La cronaca nera costituisce talvolta un materiale molto interessante da analizzare e commentare, specialmente quando crimini d’ogni tipo, ma soprattutto delitti, trovano sempre spazio. Ma, comprensibilmente, ciò che è oggetto delle chiacchiere del popolo non è sempre riferito con precisione: le realtà che arriva ai nostri occhi in questi casi è doppiamente alterata, in primo luogo dalla lente deformante dei media, in secondo luogo dal filtro personale della nostra percezione. Abbiamo tutti personale libertà di opinione e di giudizio e il giovane regista argentino Gonzalo Tobal dedica proprio ad essa il suo film Acusada.
Il film inizia immergendoci in una vicenda molto simile a quella di cui parlavamo, che ai più potrà ricordare la vicenda di Amanda Knox: il brutale omicidio di una ragazza ad un party. Dopo due anni di indagini, l’unica indagata per il delitto è Dolores, coetanea della vittima che era presente alla sua feste. Dolores è appartenente ad una famiglia benestante, che decide di investire tutte le risorse possibili per aiutare la figlia nel percorso fino al processo, ingaggiando un importante avvocato e circondando la figlia di attenzioni, sforzandosi di mettere da parte la paura di vedere fallire la difesa. Dolores si dichiara innocente, ma il giudizio delle compagne di scuola e della società in genere è severo: i più puntano il dito contro di lei, contro la bella ragazza di buona famiglia sicuramente motivo di invidia per molte sue conoscenze. Tobal racconta così il lento calvario di Dolores, catapultata in un mondo improvvisamente ostile nei suoi confronti, che rischia di produrre minacce concrete come quella del carcere, possibilità sempre più vicina. I genitori e il fratello minore tentano di accompagnarla nel duro periodo prima del processo, mentre l’avvocato la istruisce a dichiarare solo il necessario e a formulare frasi specifiche; ma lo stress pian piano inizia ad avere la meglio sulla ragazza, già vittima di un inspiegabile senso di colpa. Il regista si sofferma sui suoi primi piani, intrappolando il personaggio in inquadrature che la vedono in pose rigide: quasi come se fosse seduta sulla sedia del tribunale ancor prima di mettervi piede.
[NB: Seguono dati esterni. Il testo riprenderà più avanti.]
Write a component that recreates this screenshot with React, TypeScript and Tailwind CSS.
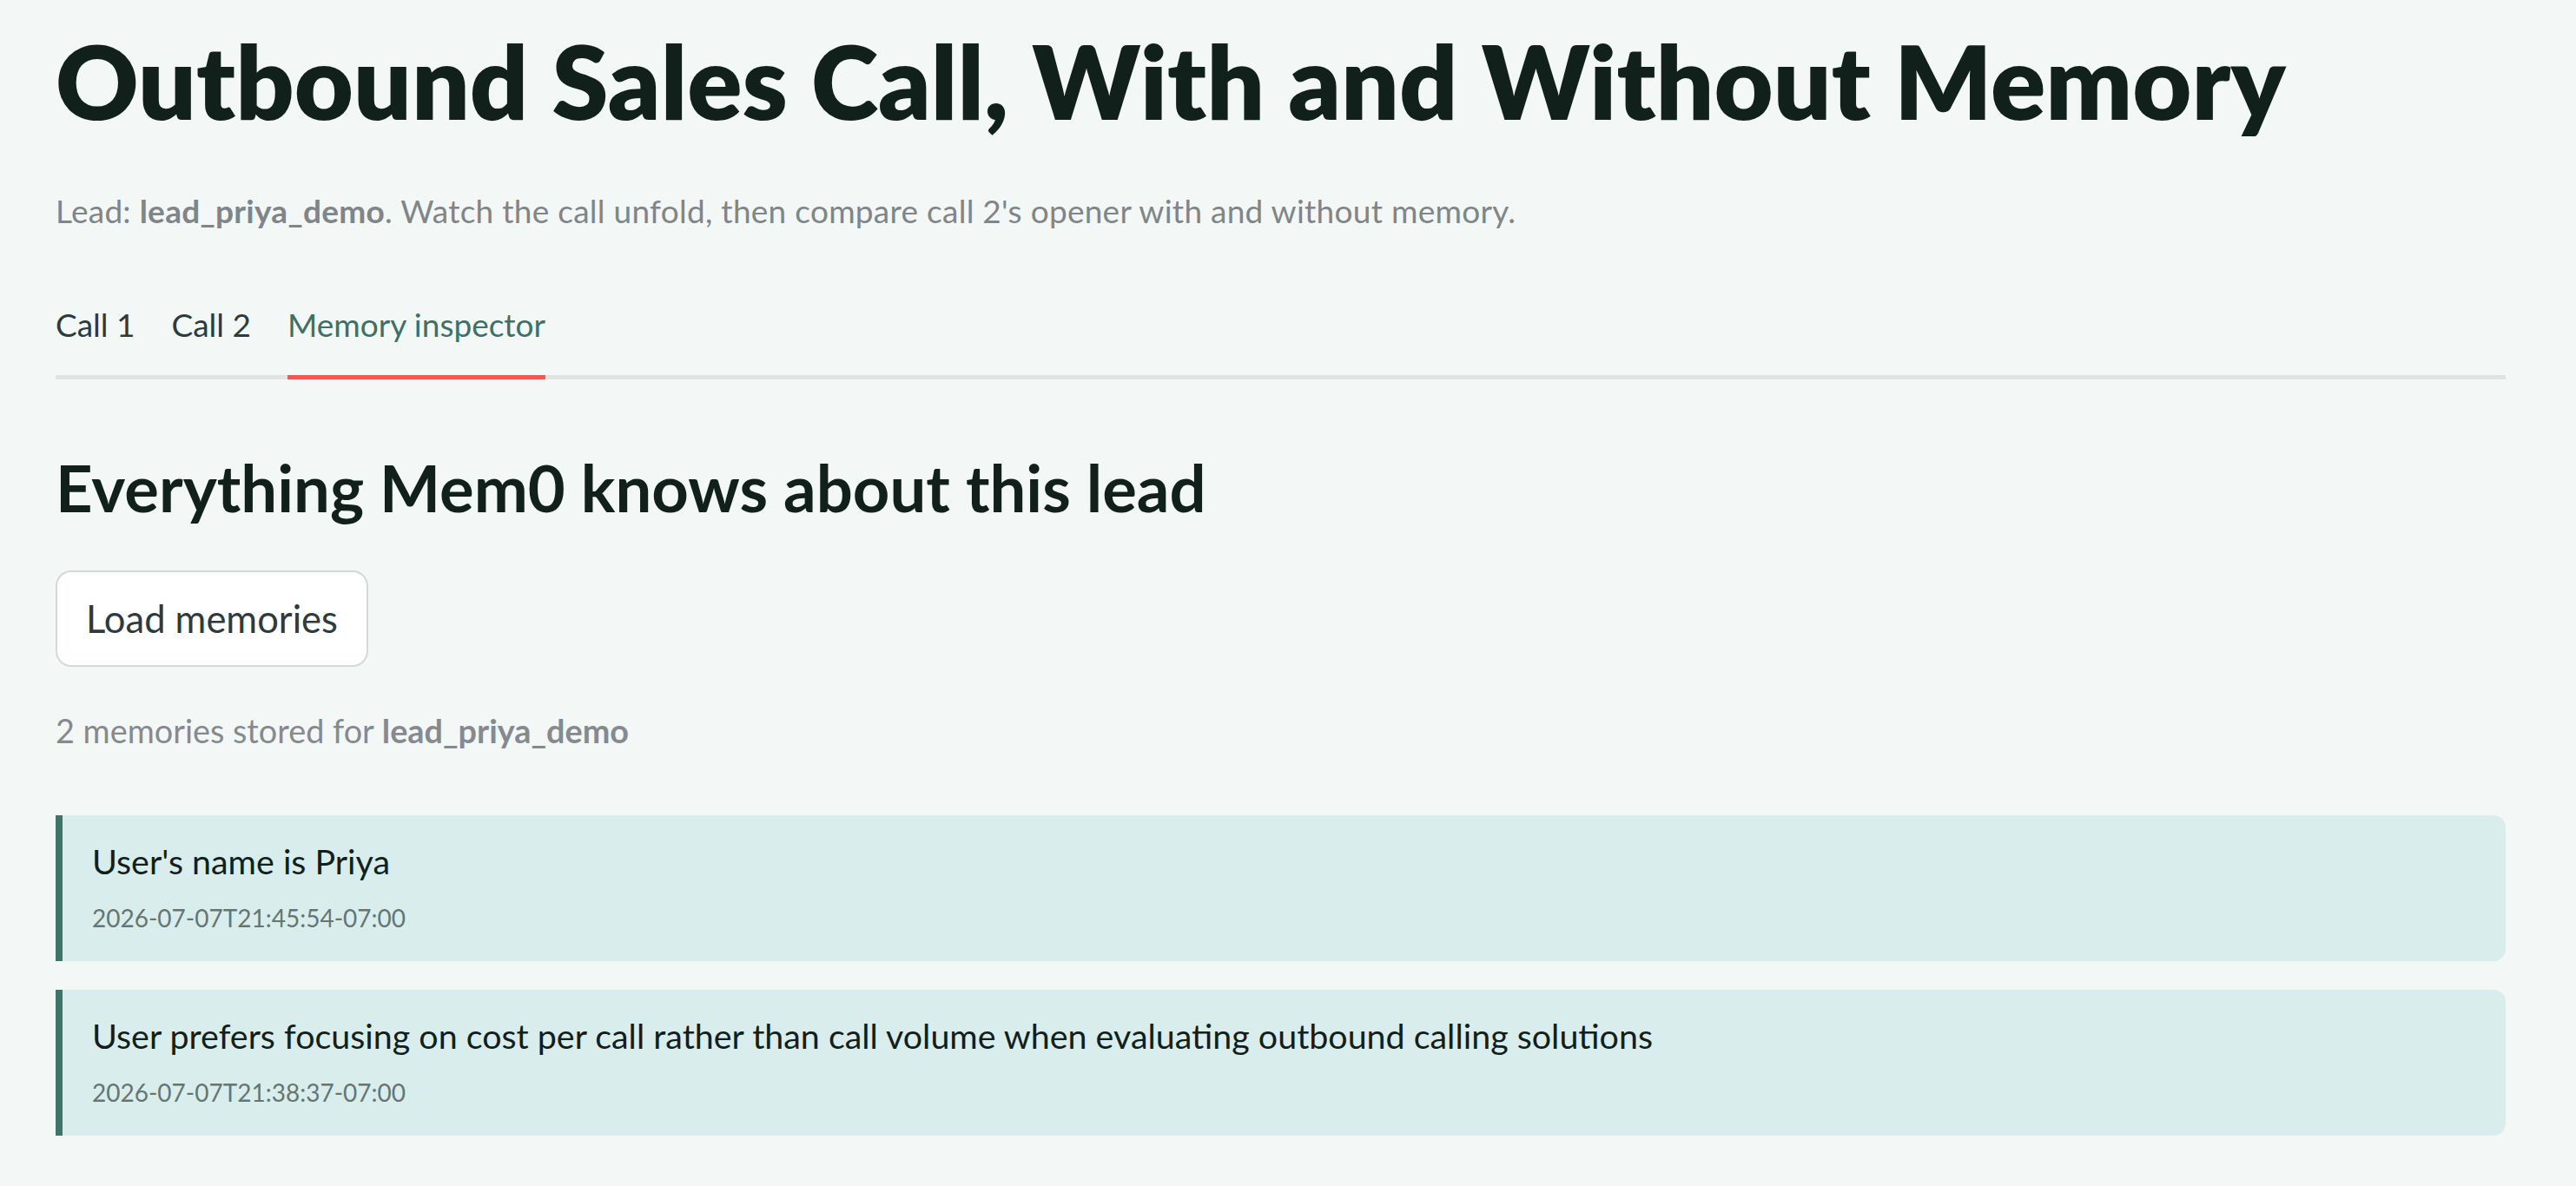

Teso tra innocenza e colpevolezza, il destino della giovane protagonista resta in sospeso fino alla risoluzione finale del film. Ma lo spettatore non è spontaneamente invitato a prendere le parti di Dolores: Acusada non è la semplice cronaca di un caso di mala applicazione della giustizia. Il film piuttosto si sofferma sull’ambiguità del caso e sull’evoluzione del tormento psicologico della protagonista a seguito di indagini che ancora non svelano certezze, tenendo tutto col fiato sospeso. Centrale in questo senso è il ruolo dei media, che in Acusada agiscono come manipolatori di verità; osservati dal punto di vista di chi siede sulla sedia dell’imputato, emergono quasi come antagonisti della vicenda (la straziante intervista a Dolores nello studio televisivo è una delle scene più belle del film). Ma Acusada mette al centro tanto i media quanto noi, la gente comune, con i suoi giudizi più e meno ponderati. Tobal ha dichiarato in effetti di aver voluto mostrare il ritratto di una società sopraffatta dai mezzi di comunicazione, territorio di giudizi affrettati e di gogne mediatiche dagli effetti talvolta molto pericolosi. E infatti la vicenda di Dolores inizia tutta dalla pubblicazione di un video hard girato col telefonino sui social network. Pochi click del mouse e la condivisione è fatta e con essa, l’inizio di un giro di minacce e insulti che smuove sopiti istinti violenti e riconferma ancora una volta la condizione dell’homo homini lupus.